Australia will pay Nauru to resettle foreign-born criminals
MELBOURNE, Australia (AP) — Australia will pay the small Pacific island of Nauru to resettle foreign-born criminals who the courts have ruled cannot be imprisoned indefinitely, Australian Prime Minister Anthony Albanese said on Monday.
Nauru has become a political solution for the government after Australia’s High Court ruled in 2023 that non-citizens with no prospects of being resettled outside Australia could no longer be held indefinitely in immigration detention.
Albanese did not confirm media reports that Australia would pay the tiny Pacific Island nation, population 13,000, 400 million Australian dollars ($262 million) to establish the deal then AU$70 million ($46 million) annually to maintain it.
“People who have no right to be here need to be found somewhere to go, if they can’t go home,” Albanese told Australian Broadcasting Corp.
“If they can’t be sent back to their country-of-origin because of refoulement provisions and obligations that we have, then we need to find another country for them to go to,” Albanese added.
Home Affairs Minister Tony Burke surprised Australian media on Friday by visiting Nauru, where he signed a memorandum of understanding with Nauruan President David Adeang.
Adeang said in a statement on Sunday the agreement “contains undertakings for the proper treatment and long-term residence of people who have no legal right to stay in Australia, to be received by Nauru.”
“Australia will provide funding to underpin this arrangement and support Nauru’s long-term economic resilience,” Adeang said.
The agreement will be activated when Nauru received the first “transferees,” who will be given long-term visas, the president said.
Australia’s Asylum Seeker Resource Center, an advocacy group, reported Nauru planned to issue 280 visas to non-citizens that Australia wanted to deport.
The center said legislation to be introduced to Australia’s Parliament on Tuesday would strip the right of fairness from deportation decisions under the new Nauru deal. Canceled visas that are under appeal in court would be canceled by the new law.
The center’s deputy chief executive Jana Favero said the legislation could enable 80,000 people to be deported.
“That’s tens of thousands of lives at risk — not the tiny number the government would have Australians believe,” Favero said in a statement.
Albanese said the full details of the agreement would be made public simultaneously by both governments.
“There’re complexities and detail here, including the number of people who go,” Albanese said.
An Australian High Court decision in 2023 overturned the government’s policy of leaving in detention immigrants who failed Australia’s character test, usually because of criminal conduct. The government said they could not be deported.

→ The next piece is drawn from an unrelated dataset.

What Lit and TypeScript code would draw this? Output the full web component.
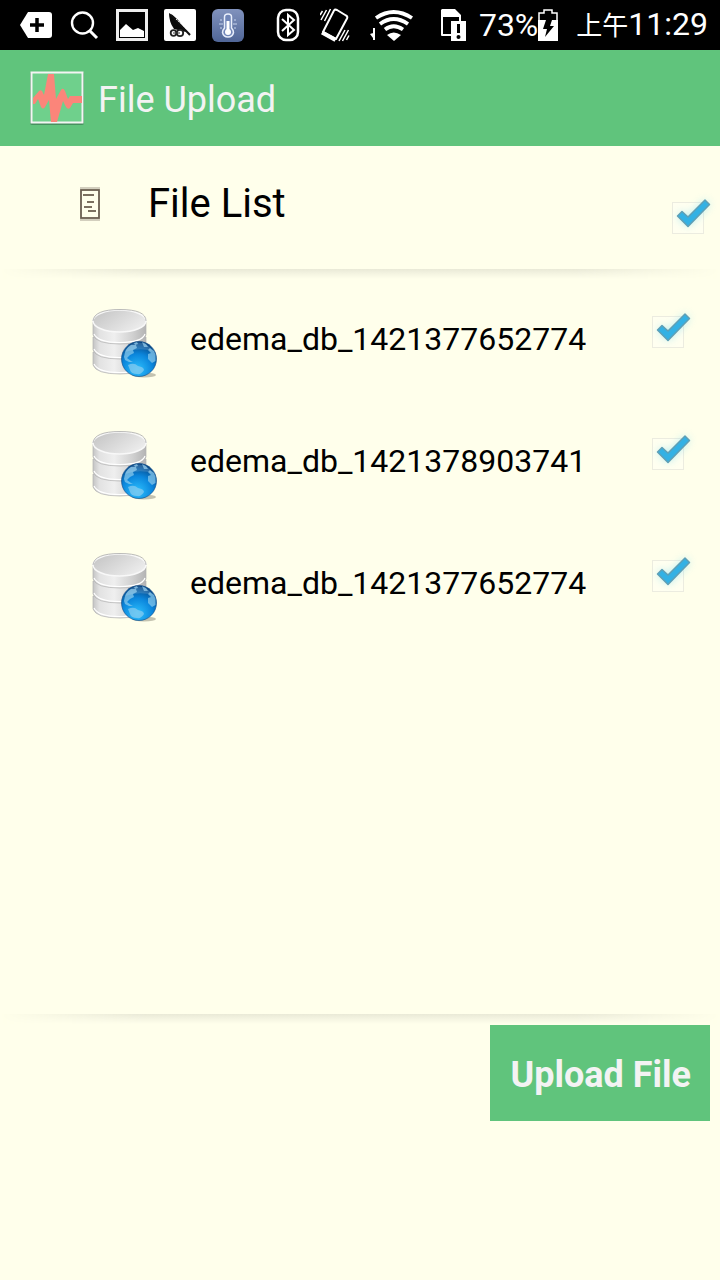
import { LitElement, html, css, svg } from "lit";
import { customElement, property, state } from "lit/decorators.js";

@customElement("status-bar")
class StatusBar extends LitElement {
  static styles = css`
    :host {
      display: flex;
      align-items: center;
      justify-content: space-between;
      height: 50px;
      padding: 0 12px 0 20px;
      background: #000;
      color: #fff;
      font: 32px/50px Roboto, "Noto Sans CJK SC", sans-serif;
      white-space: nowrap;
    }
    .group { display: flex; align-items: center; }
    .notices { gap: 14px; }
    .system { gap: 20px; }
    .battery { display: flex; align-items: center; margin: 0 -4px 0 -8px; }
    .clock { padding-left: 2px; }
    .era { font-size: 26px; }
    svg { display: block; fill: #fff; stroke: none; }
    .line { fill: none; stroke: #fff; }
  `;
  render() {
    return html`
      <div class="group notices">
        <svg width="34" height="34" viewBox="0 0 34 34"><path d="M8 4H29Q32 4 32 7V27Q32 30 29 30H8L0 17Z"/><path d="M17 10V24M10 17H24" stroke="#000" stroke-width="3.5"/></svg>
        <svg class="line" width="34" height="34" viewBox="0 0 34 34" stroke-width="2.4"><circle cx="14.500" cy="15" r="10.500"/><path d="M22 23L29 30" stroke-width="3"/></svg>
        <svg width="34" height="34" viewBox="0 0 34 34"><path d="M1.500 2.500H30.500V31.500H1.500Z" fill="none" stroke="#eee" stroke-width="3"/><path d="M4 29V22L10 16L17 22L22 20L28 23V29Z"/></svg>
        <svg width="34" height="34" viewBox="0 0 34 34"><rect x="0" y="1" width="32" height="32" rx="2"/><path d="M5 5Q5 14 10 21L22 24Q15 10 5 5Z" fill="#0a0a0a"/><path d="M7 7L26 27" stroke="#111" stroke-width="2"/><path d="M12 11L23 22" stroke="#ddd" stroke-dasharray="2 1"/><circle cx="9.500" cy="25" r="2.800" fill="#fff" stroke="#222" stroke-width="1.800"/><circle cx="16" cy="25" r="3.200" fill="#fff" stroke="#222" stroke-width="1.800"/><path d="M9 25H16" stroke="#333"/></svg>
        <svg width="34" height="34" viewBox="0 0 34 34"><defs><linearGradient id="sky" x2="0" y2="1"><stop stop-color="#8192bd"/><stop offset="1" stop-color="#506697"/></linearGradient></defs><rect y="1" width="32" height="33" rx="6" fill="url(#sky)"/><path d="M12.500 20V9Q12.500 6 16 6T19.500 9V20Q21.500 22 21.500 24.500Q20.500 29 16 29T10.500 24.500Q10.500 22 12.500 20Z" fill="#7186b8" stroke="#e8eefb" stroke-width="1.500"/><path d="M16 13V24" stroke="#fff" stroke-width="3"/><circle cx="16" cy="24" r="3"/><path d="M7 16H11M21 16H25M8 12H10M22 12H24M8 20H10M22 20H24" stroke="#c9d5ee"/></svg>
      </div>
      <div class="group system">
        <svg class="line" width="24" height="34" viewBox="0 0 24 34"><rect x="2" y="2" width="20" height="30" rx="8" stroke-width="2.500"/><path d="M6 11L18 22L12 27V7L18 12L6 23" stroke-width="2"/></svg>
        <svg class="line" width="30" height="34" viewBox="0 0 30 34" stroke-width="1.5"><path d="M14 2.500Q15 1 17 2L26 7.500Q28 8.500 27 10.500L16 31L3 24Z" stroke-width="2" stroke-linejoin="round"/><path d="M2 24.500L15.500 32" stroke-width="4"/><path d="M0 7L2.500 3M1 12L6.500 2M4.500 13L10.500 1M19 33L25 22M22.500 33L28.500 22M26.500 32L29 27.500"/></svg>
        <svg width="43" height="34" viewBox="0 0 43 34"><path d="M3 20H5V32H3ZM0 26L3 25V30Z"/><g fill="none" stroke="#fff" stroke-width="3.800"><path d="M6 10Q23.500 -2 42 10"/><path d="M10 16Q23.500 6 38 16"/><path d="M15 21.500Q23.500 15 33 21.500"/></g><path d="M17 27Q23.500 22 31 27L24 33Z"/></svg>
        <svg width="34" height="34" viewBox="0 0 34 34"><path d="M9 1H22L28 7V13H20V28H9Q8 28 8 27V2Z"/><path d="M10 9H26V13H18V26H10Z" fill="#000"/><rect x="18" y="13" width="15" height="20"/><path d="M25.500 16V25" stroke="#000" stroke-width="3"/><circle cx="25.500" cy="29" r="2" fill="#000"/></svg>
        <span class="battery">73%<svg width="20" height="32" viewBox="0 0 20 32"><path d="M1 11V4H6V1H14V4H19V11" fill="none" stroke="#fff" stroke-width="1.500"/><path d="M0 11H20V32H0Z"/><path d="M8 11H14L12 17H16L7 28L9 20H5Z" fill="#000"/></svg></span>
        <span class="clock"><span class="era">上午</span>11:29</span>
      </div>
    `;
  }
}

@customElement("glow-check")
class GlowCheck extends LitElement {
  static styles = css`
    :host { display: block; }
    .wrap { position: relative; display: block; width: 32px; height: 32px; }
    .box {
      appearance: none;
      display: block;
      box-sizing: border-box;
      width: 100%;
      height: 100%;
      margin: 0;
      border: 1px solid #ecece0;
      background: #fffff0;
    }
    .mark { position: absolute; left: -4px; top: -11px; pointer-events: none; overflow: visible; }
    .halo { fill: #7bdcf0; opacity: .6; filter: blur(4px); }
  `;
  @property() label = "";
  @property({ type: Boolean }) checked = false;
  private toggle(e: Event) {
    this.checked = (e.target as HTMLInputElement).checked;
    this.dispatchEvent(new CustomEvent("toggled", { detail: this.checked }));
  }
  render() {
    const tick = "M9.500 25L14 20.500L20 26L37 9L41.500 13.500L20 35.500Z";
    return html`<label class="wrap">
      <input class="box" type="checkbox" aria-label=${this.label} .checked=${this.checked} @change=${this.toggle}>
      ${this.checked
        ? html`<svg class="mark" width="48" height="48" viewBox="0 0 48 48"><path class="halo" d=${tick}/><path d=${tick} fill="#33b1e4" stroke="#5f9fb5" stroke-width="1.500" stroke-linejoin="round"/></svg>`
        : null}
    </label>`;
  }
}

const databaseIcon = html`<svg width="70" height="72" viewBox="0 0 70 72" aria-hidden="true">
  <defs>
    <linearGradient id="side"><stop stop-color="#c4c4c4"/><stop offset=".12" stop-color="#e2e2e2"/><stop offset=".4" stop-color="#efefef"/><stop offset=".75" stop-color="#d0d0d0"/><stop offset="1" stop-color="#b4b4b4"/></linearGradient>
    <linearGradient id="lid" x2="1" y2=".6"><stop stop-color="#c2c2c2"/><stop offset="1" stop-color="#ececec"/></linearGradient>
    <radialGradient id="sea" cx=".45" cy=".8" r=".8"><stop stop-color="#2cc0fd"/><stop offset=".55" stop-color="#0b86dc"/><stop offset="1" stop-color="#06417e"/></radialGradient>
  </defs>
  <ellipse cx="54" cy="68" rx="12" ry="2.500" fill="#8a8775" opacity=".5"/>
  ${[45, 30, 15].map(y => svg`<path d="M3 ${y}V${y + 13}Q6 ${y + 22} 30 ${y + 22}T56 ${y + 13}V${y}Z" fill="url(#side)" stroke="#b2b2b2" stroke-width=".7"/><path d="M4 ${y + 12}Q8 ${y + 20.5} 30 ${y + 20.5}T55 ${y + 12}" fill="none" stroke="#fff" stroke-width="1.2"/>`)}
  <ellipse cx="29.500" cy="14" rx="26.500" ry="11" fill="url(#lid)" stroke="#f8f8f8" stroke-width="1.500"/>
  <path d="M3 14Q4 2.500 30 2.500T56 14" fill="none" stroke="#aaa" stroke-width=".8"/>
  <circle cx="49" cy="52" r="17.500" fill="url(#sea)" stroke="#0a4785" stroke-width=".6"/>
  <path d="M34 50Q35 41 41 38L46 38L47 41L43 43L44 46L40 48L37 51L41 54L43 55L39 55L35 53ZM38 58Q44 55 48 59Q54 60 54 63Q51 68 47 67Q41 67 40 63ZM44 36L47 35L48 37L45 38ZM52 35L56 37L58 40L54 40ZM60 41L64 44L65.500 48L65.500 54L62 56L58 52L58 47L61 46L58 43Z" fill="#8ccdf0" opacity=".7"/>
  <path d="M35 45Q39 35 49 35.500T62 44Q49 40 35 45Z" fill="#fff" opacity=".15"/>
</svg>`;

@customElement("app-root")
class AppRoot extends LitElement {
  static styles = css`
    :host {
      display: flex;
      flex-direction: column;
      min-height: 100vh;
      background: #ffffeb;
      color: #000;
      font-family: Roboto, "Noto Sans CJK SC", sans-serif;
    }
    h1, h2, ul { margin: 0; padding: 0; font-weight: 400; }
    svg { display: block; }
    .app-bar {
      display: flex;
      align-items: center;
      gap: 12px;
      height: 96px;
      padding: 0 28px;
      background: #60c47c;
      color: #f3f3f3;
    }
    .app-bar h1 { padding-top: 4px; font-size: 36px; line-height: 48px; }
    .list-head {
      display: flex;
      align-items: center;
      height: 116px;
      padding: 0 16px 7px 80px;
    }
    .list-head h2 { flex: 1; padding-left: 48px; font-size: 40px; line-height: 48px; }
    .list-head glow-check { margin-top: 28px; }
    .divider {
      height: 10px;
      background: linear-gradient(#e9e9d7, #f5f5e2 50%, #ffffeb);
      mask-image: linear-gradient(90deg, transparent, #000 20%, #000 80%, transparent);
    }
    .files { flex: 1; padding-top: 3px; list-style: none; }
    .file { display: flex; align-items: center; height: 122px; padding: 0 36px 0 90px; }
    .name { flex: 1; padding: 0 0 8px 30px; font-size: 32px; line-height: 40px; }
    .file glow-check { margin-bottom: 22px; }
    .actions { display: flex; justify-content: flex-end; align-items: flex-start; height: 256px; padding: 1px 10px 0; box-sizing: border-box; }
    .upload {
      height: 96px;
      padding: 4px 19px 0 20px;
      border: 0;
      background: #60c47c;
      color: #f3f3f3;
      font: 700 36px/48px Roboto, sans-serif;
      white-space: nowrap;
    }
  `;
  @state() private files = [
    { name: "edema_db_1421377652774", checked: true },
    { name: "edema_db_1421378903741", checked: true },
    { name: "edema_db_1421377652774", checked: true },
  ];
  private setAll(checked: boolean) {
    this.files = this.files.map(f => ({ ...f, checked }));
  }
  private setOne(index: number, checked: boolean) {
    this.files = this.files.map((f, i) => (i === index ? { ...f, checked } : f));
  }
  render() {
    return html`
      <status-bar></status-bar>
      <header class="app-bar">
        <svg width="58" height="60" viewBox="0 2 58 60" aria-hidden="true">
          <rect x="2" y="6" width="54" height="53" rx="2" fill="#3f8055" opacity=".75"/>
          <rect x="3.500" y="6.500" width="51" height="50" fill="#6fd08c" stroke="#f4f4f4" stroke-width="2"/>
          <path d="M20 8H26L28 33L33 24Q35 21 37 25L40 33L42 30H54V37H45L42 42Q40 44 38 41L35 35L29 56H23L21 34L17 41Q15 44 13 41L10 33L7 38H5V32L11 25Q14 23 15 27L16 29Z" fill="#fb857a"/>
        </svg>
        <h1>File Upload</h1>
      </header>
      <section class="list-head">
        <svg width="20" height="34" viewBox="0 0 20 34" aria-hidden="true">
          <path d="M0 1H20M0 33H20" stroke="#d3cfbe" stroke-width="2"/>
          <rect x="1" y="3" width="18" height="28" fill="none" stroke="#6b5f50" stroke-width="1.800"/>
          <path d="M3 8H14M7 15H14M4 20H12M8 24H16" stroke="#7b705f" stroke-width="2"/>
        </svg>
        <h2>File List</h2>
        <glow-check label="Select all files" .checked=${this.files.every(f => f.checked)} @toggled=${(e: CustomEvent) => this.setAll(e.detail)}></glow-check>
      </section>
      <div class="divider"></div>
      <ul class="files">
        ${this.files.map((f, i) => html`<li class="file">
          ${databaseIcon}
          <span class="name">${f.name}</span>
          <glow-check .label=${f.name} .checked=${f.checked} @toggled=${(e: CustomEvent) => this.setOne(i, e.detail)}></glow-check>
        </li>`)}
      </ul>
      <div class="divider"></div>
      <footer class="actions"><button class="upload" type="button">Upload File</button></footer>
    `;
  }
}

Countries including Afghanistan are considered unsafe for their nationals to be repatriated. Iran refuses to accept Iranians who are not returning voluntarily.
The test case was brought by a member of Myanmar’s persecuted Rohingya Muslim minority identified in court as NZYQ. He was brought to Australia in a smuggler’s boat in 2012, and raped a child soon after being released into the Australian community. He served a prison sentence and was then transferred into indefinite immigration detention until he won his court case.
More than 200 immigrants who cannot be deported have been released from detention as a result of the NZYQ case. Some have committed more crimes and have returned to prison.
Burke announced in February that three violent criminals, including a convicted murderer, had been issued with 30-year visas to live in Nauru. But their deportations have been challenged in Australian courts.